→ **SOURCE EXCERPT**:

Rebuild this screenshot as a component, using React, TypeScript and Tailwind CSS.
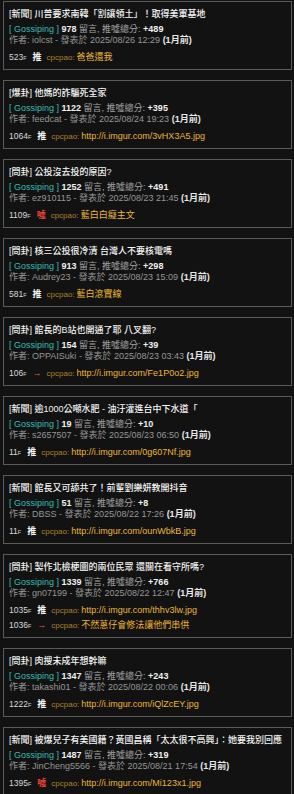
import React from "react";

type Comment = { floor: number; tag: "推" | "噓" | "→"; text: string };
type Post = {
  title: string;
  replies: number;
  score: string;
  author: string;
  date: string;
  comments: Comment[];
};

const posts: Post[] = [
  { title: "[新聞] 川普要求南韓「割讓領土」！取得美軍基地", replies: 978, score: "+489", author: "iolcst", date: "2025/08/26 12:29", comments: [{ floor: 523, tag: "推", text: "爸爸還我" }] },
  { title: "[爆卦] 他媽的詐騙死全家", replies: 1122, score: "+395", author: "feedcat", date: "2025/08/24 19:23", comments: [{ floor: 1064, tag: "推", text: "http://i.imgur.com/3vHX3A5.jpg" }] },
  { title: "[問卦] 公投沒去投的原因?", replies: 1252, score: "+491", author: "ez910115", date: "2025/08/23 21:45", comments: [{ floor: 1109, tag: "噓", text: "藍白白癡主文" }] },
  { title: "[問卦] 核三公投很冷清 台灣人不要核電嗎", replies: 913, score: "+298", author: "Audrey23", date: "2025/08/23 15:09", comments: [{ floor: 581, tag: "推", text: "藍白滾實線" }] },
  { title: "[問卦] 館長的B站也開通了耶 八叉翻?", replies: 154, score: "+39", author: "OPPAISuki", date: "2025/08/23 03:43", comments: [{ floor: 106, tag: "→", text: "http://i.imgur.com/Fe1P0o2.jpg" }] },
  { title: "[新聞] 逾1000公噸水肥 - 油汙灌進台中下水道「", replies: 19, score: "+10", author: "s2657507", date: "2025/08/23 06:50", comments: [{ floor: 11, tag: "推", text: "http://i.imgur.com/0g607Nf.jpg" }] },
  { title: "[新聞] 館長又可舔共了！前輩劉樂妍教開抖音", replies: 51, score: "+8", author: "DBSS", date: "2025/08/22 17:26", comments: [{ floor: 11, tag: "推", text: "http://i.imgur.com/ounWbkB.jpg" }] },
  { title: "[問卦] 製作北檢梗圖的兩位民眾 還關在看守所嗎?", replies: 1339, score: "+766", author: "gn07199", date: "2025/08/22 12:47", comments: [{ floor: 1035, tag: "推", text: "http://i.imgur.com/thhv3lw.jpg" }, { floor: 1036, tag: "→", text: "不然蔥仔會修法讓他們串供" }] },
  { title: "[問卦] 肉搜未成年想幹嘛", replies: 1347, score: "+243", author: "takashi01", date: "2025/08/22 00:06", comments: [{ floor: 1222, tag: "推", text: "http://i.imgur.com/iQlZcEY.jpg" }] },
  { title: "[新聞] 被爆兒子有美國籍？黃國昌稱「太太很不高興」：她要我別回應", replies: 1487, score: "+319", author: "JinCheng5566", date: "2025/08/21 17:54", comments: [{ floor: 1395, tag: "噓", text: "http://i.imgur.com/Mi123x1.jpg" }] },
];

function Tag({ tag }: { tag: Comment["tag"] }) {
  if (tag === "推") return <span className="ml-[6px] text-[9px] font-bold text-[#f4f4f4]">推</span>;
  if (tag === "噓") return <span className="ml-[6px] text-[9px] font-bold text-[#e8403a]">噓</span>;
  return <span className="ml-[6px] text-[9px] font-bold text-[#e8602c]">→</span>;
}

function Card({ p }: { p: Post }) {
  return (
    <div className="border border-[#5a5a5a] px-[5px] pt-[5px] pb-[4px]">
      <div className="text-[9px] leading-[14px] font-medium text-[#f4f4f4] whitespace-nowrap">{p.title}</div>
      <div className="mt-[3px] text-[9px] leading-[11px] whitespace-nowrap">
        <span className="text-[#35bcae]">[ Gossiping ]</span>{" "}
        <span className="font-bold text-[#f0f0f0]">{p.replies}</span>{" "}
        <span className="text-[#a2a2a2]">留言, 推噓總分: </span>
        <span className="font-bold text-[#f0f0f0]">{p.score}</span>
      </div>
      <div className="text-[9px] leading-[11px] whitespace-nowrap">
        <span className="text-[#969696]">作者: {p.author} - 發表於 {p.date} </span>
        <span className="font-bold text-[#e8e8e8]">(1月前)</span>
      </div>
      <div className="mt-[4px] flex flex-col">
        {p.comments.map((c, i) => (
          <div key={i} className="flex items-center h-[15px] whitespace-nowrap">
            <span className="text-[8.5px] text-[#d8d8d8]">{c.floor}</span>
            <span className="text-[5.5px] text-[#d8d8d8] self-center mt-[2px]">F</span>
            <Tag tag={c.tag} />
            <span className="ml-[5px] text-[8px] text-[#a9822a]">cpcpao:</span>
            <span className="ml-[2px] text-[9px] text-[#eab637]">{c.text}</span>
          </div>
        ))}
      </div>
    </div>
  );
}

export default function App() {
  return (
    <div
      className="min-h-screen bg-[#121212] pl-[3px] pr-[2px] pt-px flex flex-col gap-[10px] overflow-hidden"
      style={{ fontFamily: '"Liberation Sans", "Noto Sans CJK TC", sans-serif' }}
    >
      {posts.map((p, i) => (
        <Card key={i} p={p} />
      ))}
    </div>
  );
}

→ **EXERCISE DIRECTIONS**:
Only a number is wanted here: how many lines in the data above include the string "React"?

→ **RESPONSE TO THIS EXERCISE**:
2